Helen Balfour Morrison was born in Evanston, Illinois to Fannie Susan Lindley and Alexander Balfour. Morrison's mother died when she was 17. At age 16 Morrison took a job in a photography studio to help make ends meet.

She died on November 6, 1984, and was buried at Rosehill Cemetery in Chicago.

==Career==
One of her first projects was a documentary series of photographs depicting African American life in Great Depression-era Kentucky. In a region near Lexington, she photographed the residents of the small communities of Zion Hill and Sugar Hill.

In her late twenties Morrison began the Great Americans series — portraits of such Chicago-area notables as Jane Addams, Nelson Algren, Saul Bellow, Amelia Earhart, Ludwig Mies van der Rohe, and Frank Lloyd Wright. However she also shot portraits of ordinary people. Morrison shot these portraits in Chicago and New York, and the series became well-known with exhibitions in museums all over the country. Critic J. B. Newman wrote that Morrison was able to "photograph the soul."

In 1942, Morrison met dancer and choreographer Sybil Shearer.

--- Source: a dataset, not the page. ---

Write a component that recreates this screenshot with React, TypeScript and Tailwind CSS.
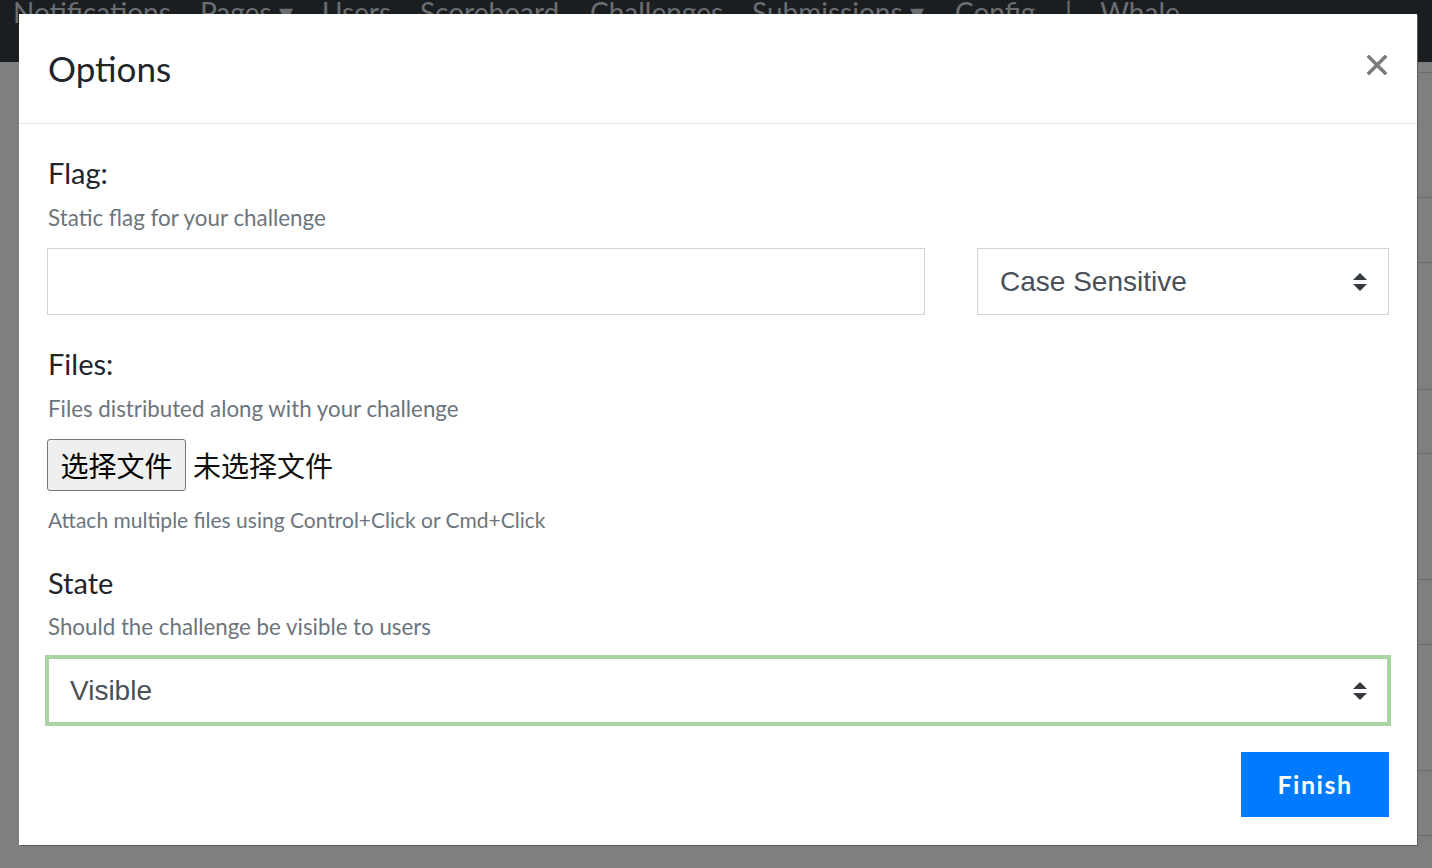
import React from 'react'

const lato = { fontFamily: 'Lato, "Noto Sans", sans-serif' }

function SelectArrows() {
  return (
    <svg width="14" height="18" viewBox="0 0 14 18" className="shrink-0">
      <path d="M7 0 L14 7 L0 7 Z" fill="#343a40" />
      <path d="M0 11 L14 11 L7 18 Z" fill="#343a40" />
    </svg>
  )
}

const rowLines = [72, 197, 262, 389, 453, 579, 644, 770, 835]

export default function App() {
  return (
    <div className="relative h-[868px] w-full overflow-hidden bg-[#7f7f7f]" style={lato}>
      {/* page behind the backdrop */}
      <div className="flex h-[62px] items-start overflow-hidden bg-[#1b1e21] pl-[13px] text-[28px] leading-[34px] text-[#6b6e71]">
        <span className="-mt-[5px] w-[187px] shrink-0 whitespace-nowrap">Notifications</span>
        <span className="-mt-[5px] w-[122px] shrink-0 whitespace-nowrap">Pages ▾</span>
        <span className="-mt-[5px] w-[98px] shrink-0 whitespace-nowrap">Users</span>
        <span className="-mt-[5px] w-[170px] shrink-0 whitespace-nowrap">Scoreboard</span>
        <span className="-mt-[5px] w-[162px] shrink-0 whitespace-nowrap">Challenges</span>
        <span className="-mt-[5px] w-[203px] shrink-0 whitespace-nowrap">Submissions ▾</span>
        <span className="-mt-[5px] w-[110px] shrink-0 whitespace-nowrap">Config</span>
        <span className="-mt-[5px] w-[35px] shrink-0 whitespace-nowrap">|</span>
        <span className="-mt-[5px] w-[120px] shrink-0 whitespace-nowrap">Whale</span>
      </div>
      {rowLines.map(y => (
        <div key={y} className="absolute left-[120px] right-0 h-px bg-[#6b6b6b]" style={{ top: y }} />
      ))}

      {/* modal */}
      <div className="absolute left-[19px] top-[14px] flex h-[831px] w-[1398px] flex-col bg-white shadow-[1px_1px_0_#5a5a5a]">
        <div className="flex h-[110px] shrink-0 items-start justify-between border-b border-[#e3e3e3] pl-[29px] pr-[30px]">
          <h1 className="mt-[32px] text-[35px] leading-[44px] text-[#212529]">Options</h1>
          <button className="mt-[41px]" aria-label="Close">
            <svg width="20" height="20" viewBox="0 0 20 20">
              <path d="M2 2 L18 18 M18 2 L2 18" stroke="#7c7c7c" strokeWidth="3.6" strokeLinecap="square" />
            </svg>
          </button>
        </div>

        <div className="flex flex-col px-[28px] pt-[31px]">
          <label className="pl-px text-[29px] leading-[36px] text-[#212529]">Flag:</label>
          <p className="mt-[13px] pl-px text-[22.4px] leading-[28px] text-[#6c757d]">Static flag for your challenge</p>
          <div className="mt-[16px] grid grid-cols-[878px_1fr] gap-x-[52px]">
            <input className="h-[67px] border border-[#ced4da] bg-white outline-none" />
            <div className="flex h-[67px] items-center justify-between border border-[#ced4da] pl-[22px] pr-[21px]">
              <span className="text-[28px] text-[#495057]" style={{ fontFamily: '"Liberation Sans", Arial, sans-serif' }}>
                Case Sensitive
              </span>
              <SelectArrows />
            </div>
          </div>

          <label className="mt-[31px] pl-px text-[29px] leading-[36px] text-[#212529]">Files:</label>
          <p className="mt-[13px] pl-px text-[22.3px] leading-[28px] text-[#6c757d]">Files distributed along with your challenge</p>
          <div
            className="mt-[16px] flex items-center gap-[7px]"
            style={{ fontFamily: '"Noto Sans CJK SC", "Noto Sans", sans-serif' }}
          >
            <button className="h-[52px] w-[139px] rounded-[3px] border border-[#767676] bg-[#efefef] text-[28px] text-black">
              选择文件
            </button>
            <span className="text-[28px] text-[#111]">未选择文件</span>
          </div>
          <p className="mt-[16px] pl-px text-[21px] leading-[26px] text-[#6c757d]">
            Attach multiple files using Control+Click or Cmd+Click
          </p>

          <label className="mt-[32px] pl-px text-[29px] leading-[36px] text-[#212529]">State</label>
          <p className="mt-[12px] pl-px text-[22.3px] leading-[28px] text-[#6c757d]">Should the challenge be visible to users</p>
          <div className="-mx-[2px] mt-[14px] flex h-[71px] items-center justify-between border-[4px] border-[#a9d5a3] pl-[21px] pr-[20px]">
            <span className="text-[28px] text-[#495057]" style={{ fontFamily: '"Liberation Sans", Arial, sans-serif' }}>
              Visible
            </span>
            <SelectArrows />
          </div>

          <div className="mt-[26px] flex justify-end">
            <button className="h-[65px] w-[148px] bg-[#007bff] text-[25px] font-bold tracking-[1.5px] text-white">
              Finish
            </button>
          </div>
        </div>
      </div>
    </div>
  )
}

From that point forward, her work became more focused on documenting Shearer's life and work through an extraordinary production of photographs and films. As time went by, Morrison de-emphasized her own career to help manage and promote Shearer's affairs. The Morrison-Shearer Film Collection, which is administered by the Chicago Film Archives, contains over 400 16 mm films, nearly 200 8 mm films, and 200 quarter-inch audio reels.

==Morrison-Shearer foundation==
The Morrison-Shearer Foundation, was established in 1991 and is based in their home in Northbrook, Illinois.